Problems with opt-out lists for E-mail

A global opt-out list for telemarketing on the phone is a great idea, and people have been pushing for it for a while, and telemarketers have been fighting it. The idea of per-company "do not call lists" was the telemarketer's dream, because in fact there is almost no way to enforce them, and you still get tons of calls.

Some people want spam to be "opt-in", so that nobody can send unsolicited mail without advance permission, but that's not an acceptable choice in a free society, which is dedicated to the the idea that you don't need permission to initiate communications with somebody else.

The next most effective technique is a global "opt out" list which bulk mailers would need to use to filter their lists. In theory, it's as good as the opt-in policy for those who join it. However, there are problems in pratice.

The first is a privacy issue. People are loathe to put themselves on a publicly available list in order to stop spam, something they are trying to do to protect your privacy. It doesn't do to require all those who want privacy to go stand in the square and shout their desire.

A natural suggestion is to make the published list be one-way hashes of the email addresses that opt out, or make the list only available to bonded "list cleaning" services. Unfortunately, that's just as bad. Do you get spam? If so, you're on the big list. All a spammer has to do is take the biggest list (such lists are routinely sold on CD) and ask for it to be "cleaned" by removal of all addresses that opt out.

The difference, alas, is pretty close to a copy of the in-the-clear opt-out list. Add all the dictionary methods spammers use and you can get a very close copy. Only if you have an address so secret that it's not on spammer's lists could you get on the opt-out list and not show up by this technique. In which case you don't need to be on the opt-out list in the first place.

You could stop the dictionary attack by seeding the list with invalid addresses that are the common dictionary choices. As such all dictionary tests would result in a name that appears to be on the list.

We are also confounded by the fact that most people have many e-mail addresses. In fact, most people have an infinite number. That's because most mail tools will let you arrange that all addresses matching a certain pattern go to the same address. Sites running sendmail, the most popular mailer, will make the address "brad+anything" go to "brad" -- this is in fact a handy trick. In addition, user%domain.com@site.org is the same address as user@domain.com if site.org is willing to mail. So you can always find a variant of an address to mail to that is not on the list.

One popular suggestion is to have mail servers respond with a header that reminds people that particular users have opted out, and so bulk mailings from strangers should not be sent. This can work effectively, but fails when mail takes more than one hop, as it usually does.
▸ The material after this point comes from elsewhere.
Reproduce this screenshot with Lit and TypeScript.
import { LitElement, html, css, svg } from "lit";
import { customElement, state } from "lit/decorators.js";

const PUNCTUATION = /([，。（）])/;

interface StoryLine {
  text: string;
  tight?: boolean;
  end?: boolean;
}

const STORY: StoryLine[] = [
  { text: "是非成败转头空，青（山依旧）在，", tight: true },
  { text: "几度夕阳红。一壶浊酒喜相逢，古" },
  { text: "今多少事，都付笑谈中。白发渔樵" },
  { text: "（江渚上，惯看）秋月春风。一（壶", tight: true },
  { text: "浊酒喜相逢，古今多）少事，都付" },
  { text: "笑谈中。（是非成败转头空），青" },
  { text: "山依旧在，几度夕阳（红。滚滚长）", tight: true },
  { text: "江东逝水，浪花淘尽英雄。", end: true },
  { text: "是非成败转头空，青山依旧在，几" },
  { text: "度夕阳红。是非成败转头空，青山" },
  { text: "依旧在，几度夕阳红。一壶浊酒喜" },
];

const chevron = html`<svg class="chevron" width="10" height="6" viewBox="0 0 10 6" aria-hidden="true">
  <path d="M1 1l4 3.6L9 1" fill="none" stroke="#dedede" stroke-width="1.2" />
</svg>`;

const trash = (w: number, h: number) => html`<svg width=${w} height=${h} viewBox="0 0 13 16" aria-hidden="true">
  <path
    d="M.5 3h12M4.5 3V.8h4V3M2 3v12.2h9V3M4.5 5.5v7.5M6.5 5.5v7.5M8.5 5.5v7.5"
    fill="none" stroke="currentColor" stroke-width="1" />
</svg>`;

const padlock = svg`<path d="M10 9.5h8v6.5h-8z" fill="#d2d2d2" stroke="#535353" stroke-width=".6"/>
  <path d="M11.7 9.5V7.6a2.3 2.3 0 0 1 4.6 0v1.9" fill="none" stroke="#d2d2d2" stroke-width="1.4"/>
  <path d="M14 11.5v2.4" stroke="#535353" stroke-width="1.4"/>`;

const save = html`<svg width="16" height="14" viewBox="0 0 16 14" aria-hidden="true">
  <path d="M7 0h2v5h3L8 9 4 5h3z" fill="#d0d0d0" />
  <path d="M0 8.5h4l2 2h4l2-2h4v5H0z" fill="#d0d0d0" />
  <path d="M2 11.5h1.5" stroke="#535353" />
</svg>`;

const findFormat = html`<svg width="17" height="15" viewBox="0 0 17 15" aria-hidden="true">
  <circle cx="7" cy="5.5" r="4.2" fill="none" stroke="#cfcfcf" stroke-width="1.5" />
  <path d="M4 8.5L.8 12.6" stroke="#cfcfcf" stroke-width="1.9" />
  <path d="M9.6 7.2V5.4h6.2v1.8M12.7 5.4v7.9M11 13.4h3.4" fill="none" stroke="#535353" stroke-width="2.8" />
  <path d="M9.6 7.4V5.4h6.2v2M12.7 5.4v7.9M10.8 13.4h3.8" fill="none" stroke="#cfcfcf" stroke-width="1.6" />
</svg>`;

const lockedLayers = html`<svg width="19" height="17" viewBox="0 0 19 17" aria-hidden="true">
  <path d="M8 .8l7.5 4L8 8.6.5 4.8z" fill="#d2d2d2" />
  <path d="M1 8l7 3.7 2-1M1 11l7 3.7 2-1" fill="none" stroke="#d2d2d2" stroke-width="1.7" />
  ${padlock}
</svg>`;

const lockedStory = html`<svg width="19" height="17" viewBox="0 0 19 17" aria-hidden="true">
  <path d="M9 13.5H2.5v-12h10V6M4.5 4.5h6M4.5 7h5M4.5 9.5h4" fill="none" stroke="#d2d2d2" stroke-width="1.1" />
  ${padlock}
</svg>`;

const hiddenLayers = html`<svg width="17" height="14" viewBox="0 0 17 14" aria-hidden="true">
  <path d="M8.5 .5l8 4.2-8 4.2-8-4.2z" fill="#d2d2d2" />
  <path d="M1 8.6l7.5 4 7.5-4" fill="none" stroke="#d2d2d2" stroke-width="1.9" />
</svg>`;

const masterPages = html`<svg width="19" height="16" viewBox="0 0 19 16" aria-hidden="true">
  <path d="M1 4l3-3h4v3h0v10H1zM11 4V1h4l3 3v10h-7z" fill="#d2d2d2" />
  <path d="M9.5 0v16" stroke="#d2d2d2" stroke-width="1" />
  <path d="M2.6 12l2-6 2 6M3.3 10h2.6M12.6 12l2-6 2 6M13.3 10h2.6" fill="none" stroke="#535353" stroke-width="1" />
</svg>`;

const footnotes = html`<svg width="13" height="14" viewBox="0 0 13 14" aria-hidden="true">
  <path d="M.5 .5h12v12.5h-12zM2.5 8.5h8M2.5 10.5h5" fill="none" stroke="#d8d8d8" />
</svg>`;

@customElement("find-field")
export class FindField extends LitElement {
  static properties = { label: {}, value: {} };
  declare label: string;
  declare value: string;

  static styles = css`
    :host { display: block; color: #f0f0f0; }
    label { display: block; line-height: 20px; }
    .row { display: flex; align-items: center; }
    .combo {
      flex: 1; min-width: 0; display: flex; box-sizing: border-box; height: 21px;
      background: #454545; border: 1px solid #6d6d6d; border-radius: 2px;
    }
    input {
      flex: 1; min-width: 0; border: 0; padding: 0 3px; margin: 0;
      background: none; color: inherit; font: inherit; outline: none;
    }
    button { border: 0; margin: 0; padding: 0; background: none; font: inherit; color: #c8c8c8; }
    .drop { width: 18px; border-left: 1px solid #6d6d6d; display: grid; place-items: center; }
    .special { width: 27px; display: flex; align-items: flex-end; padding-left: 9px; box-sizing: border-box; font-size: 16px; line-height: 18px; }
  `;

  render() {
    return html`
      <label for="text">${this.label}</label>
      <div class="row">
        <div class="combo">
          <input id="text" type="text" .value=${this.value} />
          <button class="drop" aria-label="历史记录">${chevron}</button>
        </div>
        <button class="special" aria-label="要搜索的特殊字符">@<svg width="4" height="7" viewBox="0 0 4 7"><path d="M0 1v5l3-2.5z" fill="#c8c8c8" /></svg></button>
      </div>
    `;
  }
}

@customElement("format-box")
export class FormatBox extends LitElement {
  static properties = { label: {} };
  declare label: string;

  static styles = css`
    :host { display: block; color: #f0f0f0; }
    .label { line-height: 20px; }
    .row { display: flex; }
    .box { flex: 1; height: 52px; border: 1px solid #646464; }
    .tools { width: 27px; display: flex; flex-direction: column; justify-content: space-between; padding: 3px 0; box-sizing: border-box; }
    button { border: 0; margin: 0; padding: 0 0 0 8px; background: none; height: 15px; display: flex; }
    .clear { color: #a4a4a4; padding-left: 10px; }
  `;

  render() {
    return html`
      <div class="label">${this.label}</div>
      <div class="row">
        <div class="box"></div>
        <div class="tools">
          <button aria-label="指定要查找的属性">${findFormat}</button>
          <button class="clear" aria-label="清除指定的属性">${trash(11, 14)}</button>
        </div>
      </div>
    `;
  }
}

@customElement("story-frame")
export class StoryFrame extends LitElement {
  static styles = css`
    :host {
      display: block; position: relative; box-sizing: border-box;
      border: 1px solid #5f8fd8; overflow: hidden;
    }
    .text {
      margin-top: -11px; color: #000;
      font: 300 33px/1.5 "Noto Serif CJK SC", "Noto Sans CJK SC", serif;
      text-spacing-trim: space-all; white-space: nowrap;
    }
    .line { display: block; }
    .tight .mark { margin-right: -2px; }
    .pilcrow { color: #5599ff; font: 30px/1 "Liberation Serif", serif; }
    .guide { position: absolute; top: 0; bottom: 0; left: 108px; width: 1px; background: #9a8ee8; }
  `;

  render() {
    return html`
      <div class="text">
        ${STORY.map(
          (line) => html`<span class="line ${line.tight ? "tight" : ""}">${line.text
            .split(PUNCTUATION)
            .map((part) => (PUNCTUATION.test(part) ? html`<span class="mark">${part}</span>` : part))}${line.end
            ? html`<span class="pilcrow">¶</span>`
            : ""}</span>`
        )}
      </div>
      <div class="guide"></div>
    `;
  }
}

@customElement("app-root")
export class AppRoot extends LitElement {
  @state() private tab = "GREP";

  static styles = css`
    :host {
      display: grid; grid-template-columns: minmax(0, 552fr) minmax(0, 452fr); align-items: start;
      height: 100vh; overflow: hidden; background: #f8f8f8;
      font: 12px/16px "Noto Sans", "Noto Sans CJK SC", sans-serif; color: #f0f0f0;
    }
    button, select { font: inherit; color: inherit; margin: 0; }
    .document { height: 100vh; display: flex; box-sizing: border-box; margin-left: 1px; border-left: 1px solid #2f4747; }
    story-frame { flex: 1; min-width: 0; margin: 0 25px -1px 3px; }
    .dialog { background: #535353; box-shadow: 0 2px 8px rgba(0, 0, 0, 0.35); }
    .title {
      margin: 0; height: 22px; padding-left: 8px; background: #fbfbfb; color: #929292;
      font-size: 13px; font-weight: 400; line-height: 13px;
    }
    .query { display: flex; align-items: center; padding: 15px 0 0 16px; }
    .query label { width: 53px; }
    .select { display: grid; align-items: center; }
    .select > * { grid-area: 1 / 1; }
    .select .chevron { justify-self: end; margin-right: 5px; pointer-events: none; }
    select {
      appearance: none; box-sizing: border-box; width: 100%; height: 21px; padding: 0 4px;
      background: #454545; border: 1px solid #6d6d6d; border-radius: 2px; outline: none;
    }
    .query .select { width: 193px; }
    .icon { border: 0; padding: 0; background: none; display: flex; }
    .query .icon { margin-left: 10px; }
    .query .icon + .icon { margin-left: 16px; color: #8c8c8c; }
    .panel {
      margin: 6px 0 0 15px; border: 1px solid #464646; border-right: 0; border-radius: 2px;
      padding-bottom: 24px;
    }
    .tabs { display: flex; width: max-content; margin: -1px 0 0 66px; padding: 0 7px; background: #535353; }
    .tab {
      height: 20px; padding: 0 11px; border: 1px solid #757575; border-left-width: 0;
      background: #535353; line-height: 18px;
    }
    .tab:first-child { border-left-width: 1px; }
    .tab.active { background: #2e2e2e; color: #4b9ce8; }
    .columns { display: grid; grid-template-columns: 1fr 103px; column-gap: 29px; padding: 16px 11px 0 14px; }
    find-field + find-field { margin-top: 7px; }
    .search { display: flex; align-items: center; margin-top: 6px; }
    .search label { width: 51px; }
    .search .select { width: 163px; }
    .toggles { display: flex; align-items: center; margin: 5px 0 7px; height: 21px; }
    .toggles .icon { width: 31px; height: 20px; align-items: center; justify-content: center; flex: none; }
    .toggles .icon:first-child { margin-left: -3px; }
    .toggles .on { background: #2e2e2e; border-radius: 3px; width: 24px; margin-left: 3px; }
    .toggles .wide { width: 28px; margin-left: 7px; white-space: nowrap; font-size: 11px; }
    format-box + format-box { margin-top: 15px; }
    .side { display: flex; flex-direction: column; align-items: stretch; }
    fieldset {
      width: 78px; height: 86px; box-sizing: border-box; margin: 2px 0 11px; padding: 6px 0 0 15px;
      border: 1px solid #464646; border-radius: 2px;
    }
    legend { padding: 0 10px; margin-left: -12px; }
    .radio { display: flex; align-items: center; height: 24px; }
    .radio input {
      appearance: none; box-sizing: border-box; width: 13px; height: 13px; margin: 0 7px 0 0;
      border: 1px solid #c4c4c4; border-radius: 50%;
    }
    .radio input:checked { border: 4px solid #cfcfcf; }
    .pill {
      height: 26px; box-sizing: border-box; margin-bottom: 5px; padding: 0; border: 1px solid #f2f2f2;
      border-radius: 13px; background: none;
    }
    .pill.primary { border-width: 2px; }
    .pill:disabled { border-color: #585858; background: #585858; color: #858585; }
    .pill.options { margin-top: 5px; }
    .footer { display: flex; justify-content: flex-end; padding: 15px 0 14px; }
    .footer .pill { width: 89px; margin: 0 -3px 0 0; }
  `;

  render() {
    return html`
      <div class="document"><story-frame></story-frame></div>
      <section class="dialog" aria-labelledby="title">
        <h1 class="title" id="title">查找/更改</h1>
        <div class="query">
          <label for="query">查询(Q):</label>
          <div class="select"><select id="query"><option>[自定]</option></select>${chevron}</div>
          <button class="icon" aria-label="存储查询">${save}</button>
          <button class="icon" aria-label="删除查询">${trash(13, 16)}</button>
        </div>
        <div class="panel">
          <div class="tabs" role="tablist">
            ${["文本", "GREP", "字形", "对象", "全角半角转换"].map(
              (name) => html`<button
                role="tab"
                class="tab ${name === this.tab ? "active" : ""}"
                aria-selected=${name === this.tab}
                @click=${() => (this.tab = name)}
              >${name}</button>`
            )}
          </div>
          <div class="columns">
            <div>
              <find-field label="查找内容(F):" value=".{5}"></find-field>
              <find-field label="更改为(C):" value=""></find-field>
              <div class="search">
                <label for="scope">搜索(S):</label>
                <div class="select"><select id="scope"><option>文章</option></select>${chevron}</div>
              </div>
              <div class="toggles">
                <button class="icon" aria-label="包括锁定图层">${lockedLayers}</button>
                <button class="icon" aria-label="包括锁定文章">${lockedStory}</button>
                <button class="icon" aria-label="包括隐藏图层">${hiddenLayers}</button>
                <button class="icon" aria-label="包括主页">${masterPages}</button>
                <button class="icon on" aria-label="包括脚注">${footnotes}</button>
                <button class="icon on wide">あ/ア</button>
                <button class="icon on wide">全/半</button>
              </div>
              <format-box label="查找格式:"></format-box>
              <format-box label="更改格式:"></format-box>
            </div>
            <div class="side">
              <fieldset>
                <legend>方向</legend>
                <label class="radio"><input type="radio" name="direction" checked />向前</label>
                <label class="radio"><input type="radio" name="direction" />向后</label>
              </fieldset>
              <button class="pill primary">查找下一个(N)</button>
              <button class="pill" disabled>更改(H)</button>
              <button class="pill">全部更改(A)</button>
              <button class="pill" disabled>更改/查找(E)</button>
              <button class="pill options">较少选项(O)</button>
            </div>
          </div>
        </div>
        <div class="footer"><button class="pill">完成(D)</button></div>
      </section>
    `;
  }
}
I think the only remaining technique is to define a particular pattern for opt-out. For example, it could be ruled that if the mail address has "ns" as the domain component, the address should be deemed to have opted out. The bad news is that all users would have to get new E-mail addresses, though in most cases one that would be easy to guess from the old form.

Thus instead of bt@templetons.com, I would change my address to bt@ns.templetons.com. (The folks at ns.<tld> would have to decide if they want a special exemption for 2LD domains. They probably don't.)

Frankly, this is not a very exciting solution, but it protects privacy. Mailers would probably be written to automatically insert the magic domain name, or re-forward on bounces if it exists, for use by ordinary people.

Spammers of course could still try to mail to these domains, but it would be clear they had broken the opt-out rule, and enforcement would be much more straightforward.